Task details:
Copy out each line of the data holding "this".
[start]
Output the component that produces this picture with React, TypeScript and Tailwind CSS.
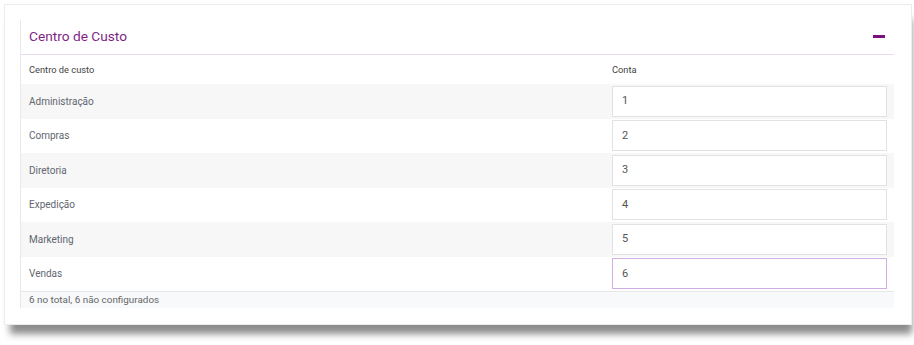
import React from "react"

const rows = [
  { name: "Administração", conta: "1" },
  { name: "Compras", conta: "2" },
  { name: "Diretoria", conta: "3" },
  { name: "Expedição", conta: "4" },
  { name: "Marketing", conta: "5" },
  { name: "Vendas", conta: "6" },
]

export default function App() {
  return (
    <div className="w-[914px] h-[345px] bg-white pt-[4px] pl-[4px] overflow-hidden" style={{ fontFamily: "Roboto, 'Liberation Sans', sans-serif" }}>
      <div className="w-[908px] h-[321px] bg-white border border-[#ececec] shadow-[3px_12px_7px_-3px_rgba(0,0,0,0.45)] pt-[15px] pl-[15px]">
        <div className="w-[874px] border-l border-[#e8e8e8]">
          {/* header */}
          <div className="h-[35px] flex items-center justify-between pl-[8px] pr-[9px] pb-[2px] border-b border-[#eadcf0]">
            <span className="text-[13.7px] text-[#7f1f86]">Centro de Custo</span>
            <span className="block w-[12px] h-[3px] bg-[#7a0f82]" />
          </div>

          {/* column titles */}
          <div className="h-[29px] flex items-center text-[9.3px] text-[#444]">
            <div className="w-[591px] pl-[8px]">Centro de custo</div>
            <div>Conta</div>
          </div>

          {rows.map((r, i) => (
            <div key={r.name} className={`h-[34.5px] flex items-center ${i % 2 === 0 ? "bg-[#f7f7f7]" : "bg-white"}`}>
              <div className="w-[591px] pl-[8px] text-[10px] text-[#5f6670]">{r.name}</div>
              <div className={`w-[275px] h-[31px] bg-white border flex items-center pl-[9px] text-[11px] text-[#555] ${i === rows.length - 1 ? "border-[#cfaee6]" : "border-[#e2e2e2]"}`}>
                {r.conta}
              </div>
            </div>
          ))}

          {/* footer */}
          <div className="h-[17px] border-t border-[#e6e6e6] bg-[#f8f9fb] flex items-center pl-[8px] text-[9.9px] text-[#666]">
            6 no total, 6 não configurados
          </div>
        </div>
      </div>
    </div>
  )
}
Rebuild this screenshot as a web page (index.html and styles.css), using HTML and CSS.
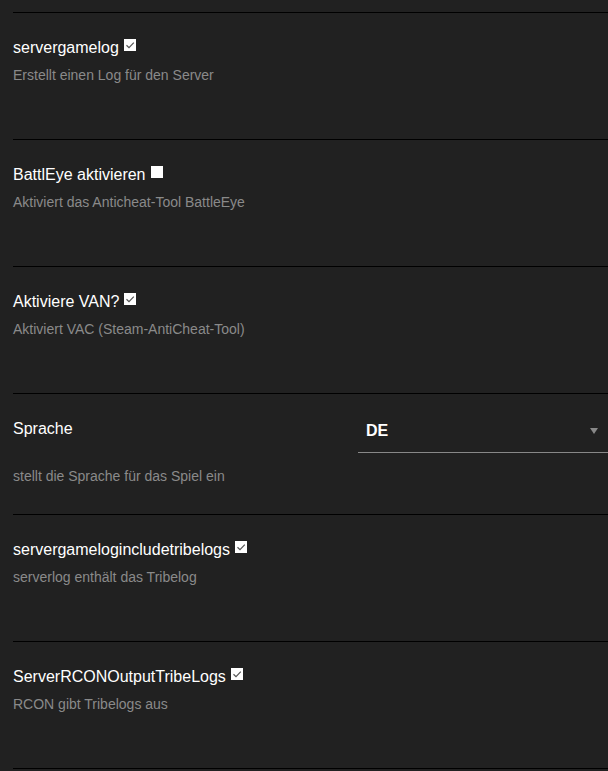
FILE: index.html
```html
<!DOCTYPE html>
<html lang="de">
<head>
    <meta charset="UTF-8">
    <meta name="viewport" content="width=device-width, initial-scale=1.0">
    <title>Server Einstellungen</title>
    <link rel="stylesheet" href="styles.css">
</head>
<body>
    <div class="settings">
        <div class="setting">
            <div class="setting-label">servergamelog<span class="check checked"><svg viewBox="0 0 12 12"><path d="M2.5 6.2 L5 8.6 L9.8 3.6"/></svg></span></div>
            <div class="setting-desc">Erstellt einen Log für den Server</div>
        </div>
        <div class="setting">
            <div class="setting-label">BattlEye aktivieren<span class="check"></span></div>
            <div class="setting-desc">Aktiviert das Anticheat-Tool BattleEye</div>
        </div>
        <div class="setting">
            <div class="setting-label">Aktiviere VAN?<span class="check checked"><svg viewBox="0 0 12 12"><path d="M2.5 6.2 L5 8.6 L9.8 3.6"/></svg></span></div>
            <div class="setting-desc">Aktiviert VAC (Steam-AntiCheat-Tool)</div>
        </div>
        <div class="setting setting-select">
            <div class="setting-row">
                <div class="setting-label">Sprache</div>
                <div class="select">
                    <span class="select-value">DE</span>
                    <span class="select-arrow"></span>
                </div>
            </div>
            <div class="setting-desc">stellt die Sprache für das Spiel ein</div>
        </div>
        <div class="setting">
            <div class="setting-label">servergamelogincludetribelogs<span class="check checked"><svg viewBox="0 0 12 12"><path d="M2.5 6.2 L5 8.6 L9.8 3.6"/></svg></span></div>
            <div class="setting-desc">serverlog enthält das Tribelog</div>
        </div>
        <div class="setting">
            <div class="setting-label">ServerRCONOutputTribeLogs<span class="check checked"><svg viewBox="0 0 12 12"><path d="M2.5 6.2 L5 8.6 L9.8 3.6"/></svg></span></div>
            <div class="setting-desc">RCON gibt Tribelogs aus</div>
        </div>
        <div class="setting setting-end"></div>
    </div>
</body>
</html>
```

FILE: styles.css
```css
body {
    font-family: "Liberation Sans", Arial, sans-serif;
    background-color: #212121;
    color: #fff;
    margin: 0;
    padding: 12px 0 0 13px;
}
.settings {
    display: flex;
    flex-direction: column;
}
.setting {
    border-top: 1px solid #000;
    padding: 25px 0 56px 0;
}
.setting-label {
    font-size: 16px;
    line-height: 20px;
    color: #fff;
}
.setting-desc {
    font-size: 14px;
    line-height: 16px;
    color: #8a8a8a;
    margin-top: 9px;
}
.check {
    display: inline-block;
    width: 12px;
    height: 12px;
    margin-left: 5px;
    margin-bottom: 2px;
    vertical-align: baseline;
    background-color: #fff;
}
.check svg {
    display: block;
    width: 12px;
    height: 12px;
}
.check svg path {
    fill: none;
    stroke: #555;
    stroke-width: 1.2;
}
.setting-select {
    padding-bottom: 30px;
}
.setting-select .setting-desc {
    margin-top: 15px;
}
.setting-row {
    display: flex;
    justify-content: space-between;
    align-items: flex-start;
}
.select {
    display: flex;
    align-items: center;
    justify-content: space-between;
    width: 242px;
    padding: 2px 0 11px 8px;
    border-bottom: 1px solid #888;
}
.select-value {
    font-size: 16px;
    font-weight: bold;
    line-height: 20px;
    color: #fff;
}
.select-arrow {
    width: 0;
    height: 0;
    margin-right: 10px;
    border-left: 4px solid transparent;
    border-right: 4px solid transparent;
    border-top: 6px solid #888;
}
.setting-end {
    padding: 0;
    height: 10px;
}
```
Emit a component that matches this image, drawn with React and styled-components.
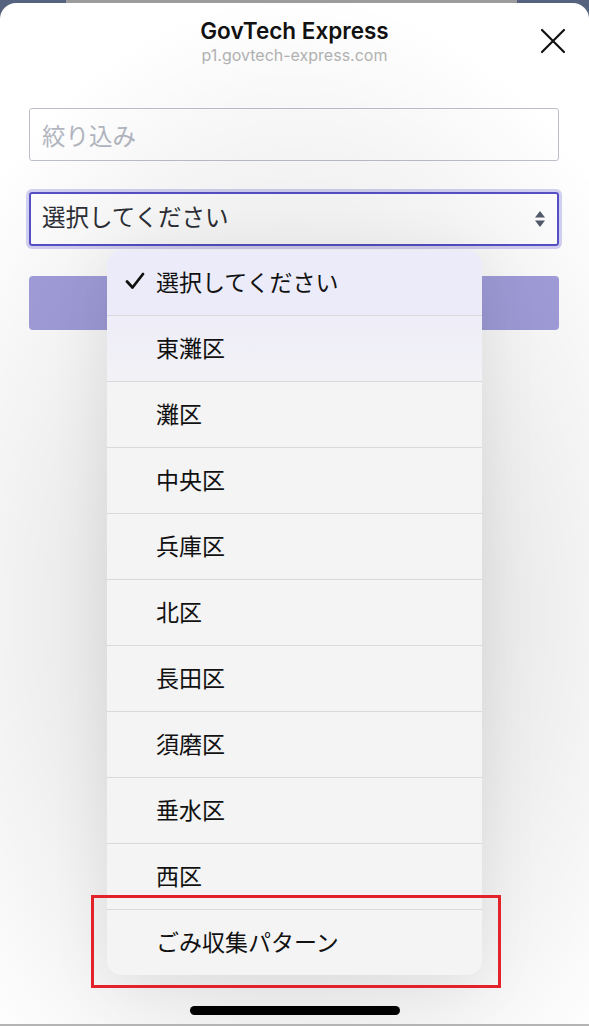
import React from "react";
import styled, { createGlobalStyle } from "styled-components";

const Global = createGlobalStyle`
  html, body { margin: 0; padding: 0; }
  body {
    width: 589px;
    height: 1026px;
    overflow: hidden;
    background: #56637e;
    font-family: "Inter", "Roboto", "Noto Sans CJK JP", sans-serif;
  }
`;

const Screen = styled.div`
  position: relative;
  width: 589px;
  height: 1026px;
  display: flex;
  flex-direction: column;
  background: linear-gradient(to right, #56637e 0 66px, #9c9c9c 66px 517px, #56637e 517px);
  overflow: hidden;
`;

const Sheet = styled.div`
  position: relative;
  margin-top: 3px;
  flex: 1;
  background: #ffffff;
  border-radius: 16px 16px 0 0;
  border-bottom: 2px solid #b4b4b4;
  display: flex;
  flex-direction: column;
  overflow: hidden;
`;

const Header = styled.header`
  position: relative;
  display: flex;
  flex-direction: column;
  align-items: center;
  padding-top: 14px;
  height: 90px;
  box-sizing: border-box;
`;

const Title = styled.div`
  font-family: "Inter", "Roboto", sans-serif;
  font-size: 22.5px;
  font-weight: 600;
  color: #111;
  line-height: 27px;
`;

const Subtitle = styled.div`
  font-family: "Inter", "Roboto", sans-serif;
  font-size: 16px;
  color: #b3b3b3;
  line-height: 23px;
`;

const Close = styled.button`
  position: absolute;
  top: 24px;
  right: 22px;
  width: 28px;
  height: 28px;
  padding: 0;
  border: none;
  background: transparent;
  display: flex;
  align-items: center;
  justify-content: center;
`;

const Form = styled.div`
  display: flex;
  flex-direction: column;
  gap: 31px;
  padding: 15px 30px 0 29px;
`;

const TextInput = styled.div`
  height: 53px;
  box-sizing: border-box;
  border: 1.5px solid #bcc0ca;
  border-radius: 3px;
  display: flex;
  align-items: center;
  padding: 0 12px;
  font-family: "Noto Sans CJK JP", sans-serif;
  font-size: 23.5px;
  color: #b2b6bf;
`;

const Select = styled.div`
  height: 54px;
  box-sizing: border-box;
  border: 2px solid #5650c6;
  border-radius: 3px;
  box-shadow: 0 0 0 3px #d4d2f3;
  display: flex;
  align-items: center;
  justify-content: space-between;
  padding: 0 11px 6px 11px;
  font-family: "Noto Sans CJK JP", sans-serif;
  font-size: 23.5px;
  color: #2c2f36;
`;

const Arrows = styled.svg`
  margin-top: 6px;
`;

const Button = styled.div`
  height: 54px;
  margin-top: -1px;
  border-radius: 4px;
  background: #a29fdd;
`;

const Dim = styled.div`
  position: absolute;
  inset: 0;
  background: radial-gradient(ellipse 420px 620px at 295px 610px, rgba(0,0,0,0.09) 45%, rgba(0,0,0,0.0) 100%);
  pointer-events: none;
`;

const Menu = styled.ul`
  position: absolute;
  left: 107px;
  top: 247px;
  width: 375px;
  margin: 0;
  padding: 0;
  list-style: none;
  border-radius: 15px;
  overflow: hidden;
  background: #f4f4f4;
  box-shadow: 0 10px 60px rgba(0,0,0,0.08);
`;

const Item = styled.li`
  height: ${(p) => (p.$first ? "65px" : "66px")};
  box-sizing: border-box;
  display: flex;
  align-items: center;
  padding: ${(p) => (p.$first ? "0 0 3px 18px" : "0 0 3px 18px")};
  font-family: "Noto Sans CJK JP", sans-serif;
  font-size: 23px;
  color: #111;
  background: ${(p) => p.$bg};
  border-top: ${(p) => (p.$first ? "none" : "1px solid #d9d9dd")};
`;

const Check = styled.span`
  width: 31px;
  display: inline-flex;
  align-items: center;
`;

const Highlight = styled.div`
  position: absolute;
  left: 91px;
  top: 892px;
  width: 410px;
  height: 93px;
  box-sizing: border-box;
  border: 3px solid #e3222a;
  pointer-events: none;
`;

const HomeBar = styled.div`
  position: absolute;
  left: 190px;
  top: 1003px;
  width: 210px;
  height: 9px;
  border-radius: 5px;
  background: #000;
`;

const items = [
  "選択してください",
  "東灘区",
  "灘区",
  "中央区",
  "兵庫区",
  "北区",
  "長田区",
  "須磨区",
  "垂水区",
  "西区",
  "ごみ収集パターン",
];

const bgFor = (i) =>
  i === 0 ? "#ecebf9" : i === 1 ? "linear-gradient(#eeedf8, #f2f2f6)" : "#f4f4f4";

export default function App() {
  return (
    <>
      <Global />
      <Screen>
        <Sheet>
          <Header>
            <Title>GovTech Express</Title>
            <Subtitle>p1.govtech-express.com</Subtitle>
            <Close aria-label="close">
              <svg width="26" height="26" viewBox="0 0 26 26">
                <path d="M2 2 L24 24 M24 2 L2 24" stroke="#111" strokeWidth="2.2" strokeLinecap="round" />
              </svg>
            </Close>
          </Header>
          <Form>
            <TextInput>絞り込み</TextInput>
            <Select>
              <span>選択してください</span>
              <Arrows width="12" height="18" viewBox="0 0 12 18">
                <path d="M6 1 L11 7.5 H1 Z" fill="#545b6a" />
                <path d="M6 17 L11 10.5 H1 Z" fill="#545b6a" />
              </Arrows>
            </Select>
            <Button />
          </Form>
          <Dim />
          <Menu>
            {items.map((t, i) => (
              <Item key={t} $first={i === 0} $bg={bgFor(i)}>
                <Check>
                  {i === 0 && (
                    <svg width="20" height="18" viewBox="0 0 20 18">
                      <path d="M2 9.5 L7.5 15.5 L18 2" fill="none" stroke="#111" strokeWidth="2.8" strokeLinecap="round" strokeLinejoin="round" />
                    </svg>
                  )}
                </Check>
                {t}
              </Item>
            ))}
          </Menu>
          <Highlight />
          <HomeBar />
        </Sheet>
      </Screen>
    </>
  );
}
[end]
Final result:
Output the component that produces this picture with React, TypeScript and Tailwind CSS.
Rebuild this screenshot as a web page (index.html and styles.css), using HTML and CSS.
Emit a component that matches this image, drawn with React and styled-components.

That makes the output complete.